Andrij
Vasylenko
a,
Dmytro
Antypov
a,
Sven
Schewe
b,
Luke M.
Daniels
a,
John B.
Claridge
a,
Matthew S.
Dyer
a and
Matthew J.
Rosseinsky
*a
aDepartment of Chemistry, University of Liverpool, Crown Street, L69 7ZD, UK. E-mail: rossein@liverpool.ac.uk
bDepartment of Computer Science, University of Liverpool, Ashton Building, L69 3DR, UK
First published on 3rd January 2025
Computational modelling of materials using machine learning (ML) and historical data has become integral to materials research across physical sciences. The accuracy of predictions for material properties using computational modelling is strongly affected by the choice of the numerical representation that describes a material's composition, crystal structure and constituent chemical elements. Structure, both extended and local, has a controlling effect on properties, but often only the composition of a candidate material is available. However, existing elemental and compositional descriptors lack direct access to structural insights such as the coordination geometry of an element. In this study, we introduce Local Environment-induced Atomic Features (LEAFs), which incorporate information about the statistically preferred local coordination geometry at an element in a crystal structure into descriptors for chemical elements, enabling the modelling of materials solely as compositions without requiring knowledge of their crystal structure. In the crystal structure of a material, each atomic site can be quantitatively described by similarity to common local structural motifs; by aggregating these unique features of similarity from the experimentally verified crystal structures of inorganic materials, LEAFs formulate a set of descriptors for chemical elements and compositions. The direct connection of LEAFs to the local coordination geometry enables the analysis of ML model property predictions, linking compositions to the underlying structure–property relationships. We demonstrate the versatility of LEAFs in structure-informed property predictions for compositions, mapping of chemical space in structural terms, and prioritisation of elemental substitutions. Based on the latter for predicting crystal structures of binary ionic compounds, LEAFs achieve the state-of-the-art accuracy of 86%. These results suggest that the structurally informed description of chemical elements and compositions developed in this work can effectively guide synthetic efforts in discovering new materials.
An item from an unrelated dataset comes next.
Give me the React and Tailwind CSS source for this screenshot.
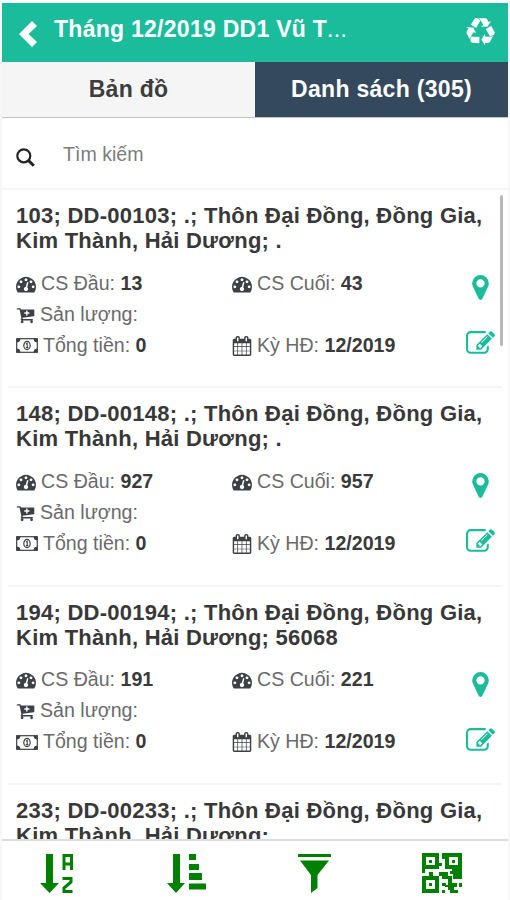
const records = [
  { id: '103', tail: '.', first: '13', last: '43' },
  { id: '148', tail: '.', first: '927', last: '957' },
  { id: '194', tail: '56068', first: '191', last: '221' },
  { id: '233', tail: '' },
];

function Glyph({ d, className }) {
  return (
    <svg viewBox="0 0 1792 1792" fill="currentColor" className={className}>
      <path d={d} />
    </svg>
  );
}

const dashboardPath =
  'M384 1152q0-53-37.5-90.5t-90.5-37.5-90.5 37.5-37.5 90.5 37.5 90.5 90.5 37.5 90.5-37.5 37.5-90.5zm192-448q0-53-37.5-90.5t-90.5-37.5-90.5 37.5-37.5 90.5 37.5 90.5 90.5 37.5 90.5-37.5 37.5-90.5zm428 481l101-382q6-26-7.5-48.5t-38.5-29.5-48 6.5-30 39.5l-101 382q-60 5-107 43.5t-63 98.5q-20 77 20 146t117 89 146-20 89-117q16-60-6-117t-72-91zm660-33q0-53-37.5-90.5t-90.5-37.5-90.5 37.5-37.5 90.5 37.5 90.5 90.5 37.5 90.5-37.5 37.5-90.5zm-640-640q0-53-37.5-90.5t-90.5-37.5-90.5 37.5-37.5 90.5 37.5 90.5 90.5 37.5 90.5-37.5 37.5-90.5zm448 192q0-53-37.5-90.5t-90.5-37.5-90.5 37.5-37.5 90.5 37.5 90.5 90.5 37.5 90.5-37.5 37.5-90.5zm320 448q0 261-141 483-19 29-54 29h-1402q-35 0-54-29-141-221-141-483 0-182 71-348t191-286 286-191 348-71 348 71 286 191 191 286 71 348z';
const cartPath =
  'M1280 704q0-26-19-45t-45-19h-128v-128q0-26-19-45t-45-19-45 19-19 45v128h-128q-26 0-45 19t-19 45 19 45 45 19h128v128q0 26 19 45t45 19 45-19 19-45v-128h128q26 0 45-19t19-45zm-576 832q0 53-37.5 90.5t-90.5 37.5-90.5-37.5-37.5-90.5 37.5-90.5 90.5-37.5 90.5 37.5 37.5 90.5zm896 0q0 53-37.5 90.5t-90.5 37.5-90.5-37.5-37.5-90.5 37.5-90.5 90.5-37.5 90.5 37.5 37.5 90.5zm128-1088v512q0 24-16 42.5t-41 21.5l-1044 122q1 7 4.5 21.5t6 26.5 2.5 22.5q0 16-24 64h920q26 0 45 19t19 45-19 45-45 19h-1024q-26 0-45-19t-19-45q0-14 11-39.5t29.5-59.5 20.5-38l-177-823h-204q-26 0-45-19t-19-45 19-45 45-19h256q16 0 28.5 6.5t20 15.5 13 24.5 7.5 26.5 5.5 29.5 4.5 25.5h1201q26 0 45 19t19 45z';
const calendarPath =
  'M192 1664h288v-288h-288v288zm352 0h320v-288h-320v288zm-352-352h288v-320h-288v320zm352 0h320v-320h-320v320zm-352-384h288v-288h-288v288zm736 736h320v-288h-320v288zm-384-736h320v-288h-320v288zm768 736h288v-288h-288v288zm-384-352h320v-320h-320v320zm-352-864v-288q0-13-9.5-22.5t-22.5-9.5h-64q-13 0-22.5 9.5t-9.5 22.5v288q0 13 9.5 22.5t22.5 9.5h64q13 0 22.5-9.5t9.5-22.5zm736 864h288v-320h-288v320zm-384-384h320v-288h-320v288zm384 0h288v-288h-288v288zm32-480v-288q0-13-9.5-22.5t-22.5-9.5h-64q-13 0-22.5 9.5t-9.5 22.5v288q0 13 9.5 22.5t22.5 9.5h64q13 0 22.5-9.5t9.5-22.5zm384-64v1280q0 52-38 90t-90 38h-1408q-52 0-90-38t-38-90v-1280q0-52 38-90t90-38h128v-96q0-66 47-113t113-47h64q66 0 113 47t47 113v96h384v-96q0-66 47-113t113-47h64q66 0 113 47t47 113v96h128q52 0 90 38t38 90z';
const markerPath =
  'M1152 640q0-106-75-181t-181-75-181 75-75 181 75 181 181 75 181-75 75-181zm256 0q0 109-33 179l-364 774q-16 33-47.5 52t-67.5 19-67.5-19-46.5-52l-365-774q-33-70-33-179 0-212 150-362t362-150 362 150 150 362z';
const editPath =
  'M888 1184l116-116-152-152-116 116v56h96v96h56zm440-720q-16-16-33 1l-350 350q-17 17-1 33t33-1l350-350q17-17 1-33zm80 594v190q0 119-84.5 203.5t-203.5 84.5h-832q-119 0-203.5-84.5t-84.5-203.5v-832q0-119 84.5-203.5t203.5-84.5h832q63 0 117 25 15 7 18 23 3 17-9 29l-49 49q-14 14-32 8-23-6-45-6h-832q-66 0-113 47t-47 113v832q0 66 47 113t113 47h832q66 0 113-47t47-113v-126q0-13 9-22l64-64q15-15 35-7t20 29zm-96-738l288 288-672 672h-288v-288zm444 132l-92 92-288-288 92-92q28-28 68-28t68 28l152 152q28 28 28 68t-28 68z';
const recyclePath =
  'M836 1169l-15 368-2 22-420-29q-36-3-67-31.5t-47-65.5q-11-27-14.5-55t4-65 12-55 21.5-64 19-53q78 12 509 28zm-387-586l180 379-147-92q-63 72-111.5 144.5t-72.5 125-39.5 94.5-18.5 63l-4 21-190-357q-17-26-18-56t6-47l8-18q35-63 114-188l-140-86zm1231 517l-188 359q-12 29-36.5 46.5t-43.5 20.5l-18 4q-71 7-219 12l8 164-230-367 211-362 7 173q170 16 283 5t170-33zm-785-924q-47 63-265 435l-317-187-19-12 225-356q20-31 60-45t80-10q24 2 48.5 12t42 21 41.5 33 36 34.5 36 39.5 32 35zm655 307l212 363q18 37 12.5 76t-27.5 74q-13 20-33 37t-38 28-48.5 22-47 16-51.5 14-46 12q-34-72-265-436l313-195zm-143-226l142-83-220 373-419-20 151-86q-34-89-75-166t-75.5-123.5-64.5-80-47-46.5l-17-13 405 1q31-3 58 10.5t39 28.5l11 15q39 61 112 190z';

function MoneyIcon() {
  return (
    <svg viewBox="0 0 22 15" className="h-[15px] w-[22px] shrink-0" fill="none" stroke="currentColor">
      <rect x="0.7" y="0.7" width="20.6" height="13.6" strokeWidth="1.2" />
      <path d="M1 4a3 3 0 0 0 3-3H1zM21 4a3 3 0 0 1-3-3h3zM1 11a3 3 0 0 1 3 3H1zM21 11a3 3 0 0 0-3 3h3z" fill="currentColor" />
      <ellipse cx="11" cy="7.5" rx="3.2" ry="4.1" strokeWidth="1.2" />
      <path d="M10 6l1.2-.8v4.3M9.8 9.6h2.6" strokeWidth="1.1" />
    </svg>
  );
}

function Field({ icon, label, value, className }) {
  return (
    <div className={`flex h-[31px] items-center text-[19.6px] whitespace-nowrap text-[#6a6a6a] ${className || ''}`}>
      <span className="flex shrink-0 text-[#3d4145]">{icon}</span>
      <span className="ml-[5px]">
        {label} <b className="text-[#3a3a3a]">{value}</b>
      </span>
    </div>
  );
}

function Details({ item }) {
  const gauge = <Glyph d={dashboardPath} className="h-5 w-5" />;
  return (
    <div className="mt-[15px] flex">
      <div className="w-[216px]">
        <Field icon={gauge} label="CS Đầu:" value={item.first} />
        <Field icon={<Glyph d={cartPath} className="h-[20px] w-[19px]" />} label="Sản lượng:" />
        <Field icon={<MoneyIcon />} label="Tổng tiền:" value="0" />
      </div>
      <div className="w-[232px]">
        <Field icon={gauge} label="CS Cuối:" value={item.last} className="mb-[31px]" />
        <Field icon={<Glyph d={calendarPath} className="h-5 w-5" />} label="Kỳ HĐ:" value="12/2019" />
      </div>
      <div className="-mr-1 flex w-8 shrink-0 flex-col items-center text-[#1abc9c]">
        <Glyph d={markerPath} className="mt-[5px] h-[29px] w-[29px]" />
        <Glyph d={editPath} className="mt-[27px] h-[29px] w-[29px]" />
      </div>
    </div>
  );
}

function Record({ item }) {
  return (
    <div className="mx-[6px] h-[198.3px] shrink-0 border-b-2 border-[#f5f5f5] px-2 pt-[13px]">
      <h2 className="text-[22px] leading-[25px] font-bold tracking-[0.25px] whitespace-nowrap text-[#383838]">
        {item.id}; DD-00{item.id}; .; Thôn Đại Đồng, Đồng Gia,
        <br />
        Kim Thành, Hải Dương; {item.tail}
      </h2>
      {item.first && <Details item={item} />}
    </div>
  );
}

function SortAZ() {
  return (
    <svg viewBox="0 0 33 40" className="h-10 w-[33px]" fill="none" stroke="currentColor">
      <path d="M6 1h7v29h6l-9.5 10L0 30h6z" fill="currentColor" stroke="none" />
      <path d="M24 17V2.5h7.500V17M24 11h7.500M22.500 25.500H31V29l-7 6v3.500h8.500" strokeWidth="3" />
    </svg>
  );
}

function SortAmount() {
  return (
    <svg viewBox="0 0 39 40" className="h-10 w-[39px]" fill="currentColor">
      <path d="M6 1h7v29h5l-9 10L0 30h6zM22 1h7v6h-7zM22 11h10v6H22zM22 20h13v7H22zM22 30.500h17v6H22z" />
    </svg>
  );
}

function Funnel() {
  return (
    <svg viewBox="0 0 33 40" className="h-10 w-[33px]" fill="currentColor">
      <path d="M0 1h33v3H0zM2 7.500h29L19.500 22v13L13 40V22z" />
    </svg>
  );
}

function QrCode() {
  return (
    <svg viewBox="0 0 40 40" className="h-10 w-10" fill="currentColor">
      <path fillRule="evenodd" d="M0 0h17v16H0zM4 4v8h9V4zM23 0h17v16H23zM27 4v8h9V4zM0 23h17v17H0zM4 27v9h9v-9z" />
      <path d="M7 7h3v3H7zM30 7h3v3h-3zM7 30h3v3H7zM20 0h4v6h-4zM17 10h3v3h-3zM0 16h3v4H0zM7 19h4v4H7zM17 19h9v4h4v8h-4v-5h-6v-3h-3zM30 16h10v10h-9v-5h-3v-3h2zM20 30h4v3h-4zM26 30h9v4h-3v3h-6v-3h-3v-2h3zM37 30h3v4h-3zM20 37h3v3h-3zM28 37h8v3h-8z" />
    </svg>
  );
}

export default function App() {
  return (
    <div className="flex h-[900px] w-[510px] flex-col overflow-hidden border-r-2 border-l-2 border-[#f7f7f7] bg-white pt-[3px] font-['Liberation_Sans',Arial,sans-serif]">
      {/* Header */}
      <header className="flex h-[59px] shrink-0 items-center bg-[#1abc9c] text-white">
        <svg viewBox="0 0 18 26" className="mt-[3px] ml-[17px] h-[26px] w-[18px]" fill="currentColor">
          <path d="M13 0l5 5-8.500 8 8.500 8-5 5L0 13z" />
        </svg>
        <h1 className="mb-[7px] ml-[17px] flex-1 text-[23px] leading-7 font-bold tracking-[0.27px]">
          Tháng 12/2019 DD1 Vũ T<span className="font-normal">...</span>
        </h1>
        <Glyph d={recyclePath} className="mr-[13px] h-[29px] w-[29px]" />
      </header>

      {/* Tabs */}
      <nav className="grid h-[56px] shrink-0 grid-cols-2 border-b border-[#c4c4c4] text-center text-[23px] leading-[53px] font-bold tracking-[0.3px]">
        <button className="bg-[#f5f5f5] text-[#3d3d3d]">Bản đồ</button>
        <button className="bg-[#34495e] text-white">Danh sách (305)</button>
      </nav>

      {/* Search */}
      <div className="flex h-[72px] shrink-0 items-center border-b-2 border-[#f5f5f5] pt-1 pl-[14px]">
        <svg viewBox="0 0 19 19" className="mt-1 h-[19px] w-[19px] text-[#222]" fill="none" stroke="currentColor">
          <circle cx="7.8" cy="7.8" r="6.5" strokeWidth="2.2" />
          <path d="M12.5 12.5l5.3 5.3" strokeWidth="3" />
        </svg>
        <span className="ml-[28px] text-[19.6px] text-[#7c7c7c]">Tìm kiếm</span>
      </div>

      {/* Record list */}
      <main className="relative flex min-h-0 flex-1 flex-col overflow-hidden">
        {records.map((item) => (
          <Record key={item.id} item={item} />
        ))}
        <div className="absolute top-[5px] right-[5px] h-[151px] w-[3px] rounded bg-[#b8b8b8]" />
      </main>

      {/* Bottom actions */}
      <footer className="flex h-[61px] shrink-0 items-center border-t-2 border-[#ddd] pt-[4px] text-[#008000]">
        <button className="flex flex-1 justify-center pr-[21px]"><SortAZ /></button>
        <button className="flex flex-1 justify-center pr-[18px]"><SortAmount /></button>
        <button className="flex flex-1 justify-center pr-[19px]"><Funnel /></button>
        <button className="flex flex-1 justify-center pr-[11px]"><QrCode /></button>
      </footer>
    </div>
  );
}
In this study, we explore a novel approach to explicitly incorporate geometrical local structural information for describing chemical elements and materials compositions, resulting in the creation of Local Environment-induced Atomic Features (LEAFs). The LEAFs maintain a direct and explicit relationship between chemical elements and preferred structural characteristics such as atomic coordination and local structure motifs and we demonstrate how this direct connection can help explain machine learning models for materials property predictions. We further employ this link to address other structure-induced challenges in materials science such as derivation of a metric for mapping chemical space in structural terms, and selecting elemental substitutions for novel materials design.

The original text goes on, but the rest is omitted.